Technological advancement and disruption often go together. Amazon disrupted the retail book market through an online platform which removed the need to visit physical bookstores, before expanding into many other markets. Uber disrupted the taxi market by providing a cheaper and more user-friendly transportation option. Netflix used technology to disrupt first the video rental and then the pay television markets by delivering televised content on demand, free from schedules. Lockdowns accelerated adoption of many such business models.

However, not all disruption relies on technological progress. Costco’s business model serves grocery shoppers with above average incomes and storage space for bulk items, but who are searching for a bargain. Cosmetic brand e.l.f. Beauty markets ‘affordable luxuries’ to digital native millennial/gen Z females who are concerned about the ethical sourcing of products. Both have recently seized market share from larger, well-established businesses.

Increasingly sedentary lifestyles have expanded the size of the weight loss market which has traditionally comprised of diet and exercise programs. Novo Nordisk and Eli Lilly’s GLP-1 obesity treatments have repurposed existing pharmaceuticals to offer much more immediate results, leading to rapid sales growth.

What does the wave of disruption mean for corporate earnings and share prices?

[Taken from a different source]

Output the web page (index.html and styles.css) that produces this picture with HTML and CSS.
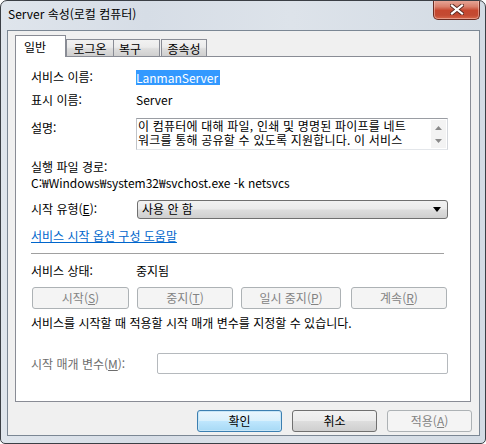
FILE: index.html
```html
<!DOCTYPE html>
<html lang="ko">
<head>
<meta charset="utf-8">
<title>Server 속성</title>
<link rel="stylesheet" href="styles.css">
</head>
<body>
<div class="window">
  <div class="titlebar">
    <span class="title">Server 속성(로컬 컴퓨터)</span>
    <div class="close">
      <svg width="14" height="11" viewBox="0 0 14 11">
        <path d="M2 1.5 L12 9.5 M12 1.5 L2 9.5" stroke="#5a2a22" stroke-width="4" stroke-linecap="square" fill="none"/>
        <path d="M2 1.5 L12 9.5 M12 1.5 L2 9.5" stroke="#ffffff" stroke-width="2.2" stroke-linecap="square" fill="none"/>
      </svg>
    </div>
  </div>
  <div class="client">
    <div class="tabs">
      <div class="tab active">일반</div>
      <div class="tab w-logon">로그온</div>
      <div class="tab w-recover">복구</div>
      <div class="tab w-dep">종속성</div>
    </div>
    <div class="panel">
      <div class="row r1">
        <span class="label">서비스 이름:</span>
        <span class="selected">LanmanServer</span>
      </div>
      <div class="row r2">
        <span class="label">표시 이름:</span>
        <span class="value">Server</span>
      </div>
      <div class="row r3">
        <span class="label label-top">설명:</span>
        <div class="memo">
          <div class="memo-text">
            <div class="memo-line">이 컴퓨터에 대해 파일, 인쇄 및 명명된 파이프를 네트</div>
            <div class="memo-line">워크를 통해 공유할 수 있도록 지원합니다. 이 서비스</div>
          </div>
          <div class="memo-scroll">
            <svg width="7" height="4" viewBox="0 0 7 4"><path d="M0 4 L3.5 0 L7 4 Z" fill="#8a8a8a"/></svg>
            <svg width="7" height="4" viewBox="0 0 7 4"><path d="M0 0 L3.5 4 L7 0 Z" fill="#8a8a8a"/></svg>
          </div>
        </div>
      </div>
      <div class="row r4"><span class="label wide">실행 파일 경로:</span></div>
      <div class="row r5"><span class="value">C:₩Windows₩system32₩svchost.exe -k netsvcs</span></div>
      <div class="row r6">
        <span class="label">시작 유형(<u>E</u>):</span>
        <div class="combo">
          <span>사용 안 함</span>
          <svg width="8" height="5" viewBox="0 0 8 5"><path d="M0 0 L8 0 L4 5 Z" fill="#000"/></svg>
        </div>
      </div>
      <div class="row r7"><span class="link">서비스 시작 옵션 구성 도움말</span></div>
      <div class="separator"></div>
      <div class="row r8">
        <span class="label">서비스 상태:</span>
        <span class="value">중지됨</span>
      </div>
      <div class="row r9">
        <div class="btn disabled b-start">시작(<u>S</u>)</div>
        <div class="btn disabled b-stop">중지(<u>T</u>)</div>
        <div class="btn disabled b-pause">일시 중지(<u>P</u>)</div>
        <div class="btn disabled b-resume">계속(<u>R</u>)</div>
      </div>
      <div class="row r10"><span class="value">서비스를 시작할 때 적용할 시작 매개 변수를 지정할 수 있습니다.</span></div>
      <div class="row r11">
        <span class="label gray param-label">시작 매개 변수(<u>M</u>):</span>
        <div class="param-input"></div>
      </div>
    </div>
    <div class="footer">
      <div class="btn normal default">확인</div>
      <div class="btn normal">취소</div>
      <div class="btn disabled">적용(<u>A</u>)</div>
    </div>
  </div>
</div>
</body>
</html>
```

FILE: styles.css
```css
* { box-sizing: border-box; }

html, body {
  margin: 0;
  padding: 0;
  width: 486px;
  height: 444px;
  overflow: hidden;
  background: #ffffff;
}

body {
  font-family: "Noto Sans CJK KR", "Liberation Sans", sans-serif;
  font-size: 12px;
  color: #000;
}

.window {
  width: 486px;
  height: 444px;
  border: 1px solid #3b3f45;
  border-radius: 7px 7px 5px 5px;
  background: linear-gradient(90deg, #dfe5ec 0%, #d6dde6 30%, #dde3ea 60%, #d3dbe4 100%);
  display: flex;
  flex-direction: column;
  overflow: hidden;
}

.titlebar {
  height: 29px;
  display: flex;
  justify-content: space-between;
  align-items: flex-start;
  padding-left: 7px;
  padding-right: 5px;
}

.title {
  margin-top: 5px;
  line-height: 16px;
  font-size: 12px;
  color: #000;
}

.close {
  width: 47px;
  height: 20px;
  margin-top: -1px;
  border: 1px solid #6b2c22;
  border-top: none;
  border-radius: 0 0 5px 5px;
  background: linear-gradient(180deg, #e8aa9c 0%, #d9806c 35%, #c6472f 55%, #c34a32 80%, #d7674b 100%);
  display: flex;
  align-items: center;
  justify-content: center;
  box-shadow: inset 0 0 0 1px rgba(255, 220, 210, 0.45);
}

.client {
  margin: 0 5px 0 6px;
  height: 406px;
  border: 1px solid #7b8794;
  background: #f0f0f0;
  padding: 4px 7px 3px 7px;
  display: flex;
  flex-direction: column;
}

.tabs {
  height: 21px;
  display: flex;
  align-items: flex-end;
}

.tab {
  height: 17px;
  border: 1px solid #898c95;
  border-bottom: none;
  background: linear-gradient(180deg, #f2f2f2 0%, #ebebeb 45%, #dddddd 55%, #cfcfcf 100%);
  display: flex;
  align-items: center;
  justify-content: center;
  line-height: 14px;
  padding-top: 1px;
}

.tab.active {
  width: 51px;
  height: 22px;
  margin-bottom: -1px;
  background: #ffffff;
  position: relative;
  z-index: 1;
  justify-content: flex-start;
  padding-left: 8px;
  padding-top: 0;
}

.w-logon { width: 48px; }
.w-recover { width: 47px; margin-left: -1px; justify-content: flex-start; padding-left: 5px; }
.w-dep { width: 46px; margin-left: 1px; }

.panel {
  width: 456px;
  height: 346px;
  border: 1px solid #898c95;
  background: #ffffff;
  padding: 0 22px 0 15px;
  display: flex;
  flex-direction: column;
}

.row {
  display: flex;
  align-items: center;
  height: 14px;
  line-height: 14px;
  white-space: nowrap;
}

.label { width: 105px; flex: none; }
.label.wide { width: auto; }
.label-top { align-self: flex-start; padding-top: 3px; }
.gray { color: #6d6d6d; }

.r1 { margin-top: 13px; }
.r2 { margin-top: 9px; }
.r3 { margin-top: 11px; height: 32px; align-items: stretch; }
.r4 { margin-top: 10px; }
.r5 { margin-top: 2px; }
.r6 { margin-top: 9px; height: 20px; }
.r7 { margin-top: 10px; }
.separator { margin-top: 10px; height: 1px; background: #a0a0a0; margin-right: 4px; }
.r8 { margin-top: 10px; }
.r9 { margin-top: 9px; height: 22px; padding-left: 1px; }
.r10 { margin-top: 7px; }
.r11 { margin-top: 23px; height: 21px; }

.selected {
  background: #3399ff;
  color: #ffffff;
  padding: 0 2px 0 0;
  line-height: 15px;
}

.memo {
  width: 312px;
  height: 32px;
  border: 1px solid #abadb3;
  border-color: #9a9da3 #d5d8dd #e3e6ea #c0c4c9;
  display: flex;
  background: #fff;
}

.memo-text {
  flex: 1;
  padding: 0 0 0 1px;
  display: flex;
  flex-direction: column;
}

.memo-line {
  line-height: 14px;
  height: 14px;
  white-space: nowrap;
  letter-spacing: 0.2px;
}

.memo-scroll {
  width: 15px;
  margin: 1px 1px 1px 0;
  background: #f3f3f3;
  display: flex;
  flex-direction: column;
  justify-content: space-between;
  align-items: center;
  padding: 6px 0 5px;
}

.combo {
  width: 311px;
  height: 19px;
  margin-left: 1px;
  border: 1px solid #707070;
  border-radius: 3px;
  background: linear-gradient(180deg, #f2f2f2 0%, #ebebeb 48%, #dddddd 52%, #cfcfcf 100%);
  display: flex;
  align-items: center;
  justify-content: space-between;
  padding: 0 6px 0 4px;
  line-height: 14px;
}

.link {
  color: #0066cc;
  text-decoration: underline;
}

.btn {
  height: 22px;
  border-radius: 3px;
  display: flex;
  align-items: center;
  justify-content: center;
  line-height: 14px;
  flex: none;
}

.btn.disabled {
  border: 1px solid #adb2b5;
  background: #f4f4f4;
  color: #838383;
}

.btn.normal {
  border: 1px solid #707070;
  background: linear-gradient(180deg, #f2f2f2 0%, #ebebeb 48%, #dddddd 52%, #cfcfcf 100%);
  color: #000;
}

.btn.default {
  border-color: #3c7fb1;
  box-shadow: inset 0 0 0 1px #c8e6f7;
  background: linear-gradient(180deg, #eaf6fd 0%, #d9f0fc 48%, #bee6fd 52%, #a7d9f5 100%);
}

.b-start { width: 97px; }
.b-stop { width: 96px; margin-left: 8px; }
.b-pause { width: 100px; margin-left: 8px; }
.b-resume { width: 96px; margin-left: 10px; }

.param-label { width: 126px; }

.param-input {
  width: 291px;
  height: 21px;
  border: 1px solid #b5b9bd;
  border-radius: 2px;
  background: #ffffff;
}

.footer {
  margin-top: 8px;
  height: 22px;
  display: flex;
  justify-content: flex-end;
  gap: 10px;
}

.footer .btn { width: 85px; }
```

Disruption is getting faster; this graphic shows how the adoption of new technology is accelerating:

Source: visualcapitalist.com and Pengana Capital Group

The speed of growth reflects faster information flow and the increasing willingness – especially of tech savvy younger demographic cohorts – to change their media consumption and buying habits. It also reflects the immense capital investment that established technology groups and others can quickly allocate to disruptive projects. This creates significant barriers to entry once a very limited number of participants are entrenched, providing space to further enhance their technology and rapidly scale revenue.

Advanced computing power supports a wide range of generative AI tools which facilitate disruption across the global economy. Those businesses who are ‘selling the shovels in the AI gold rush’ such as leading fast semiconductor developer Nvidia and the ‘big three’ cloud computing providers Google Cloud, Microsoft Azure, and Amazon Web Services are delivering rapid earnings growth.

What should investors do now?

Disruptive innovation is reshaping the global economy and the earnings growth of companies within it. However, not all companies will be impacted equally. The concentration of earnings growth within a limited number of companies – often not the pre-disruption market leaders – may well continue. This environment favours investing in a select set of quality stocks aligned to shifting consumer behaviour rather than the whole market.

US-based Axiom integrates more than a million data points into its proprietary database Axware. These insights identify business models which deliver outsized earnings growth before the next wave of innovation reshapes industries. This requires a robust investment process to determine which companies meet the criteria for disruptive innovation and can deliver superior earnings growth through the economic cycle.

The macro environment remains uncertain, which may bring further volatility at the market level. Astute investors may do better by targeting companies able to grow earnings regardless of interest rate and consumer spending cycles.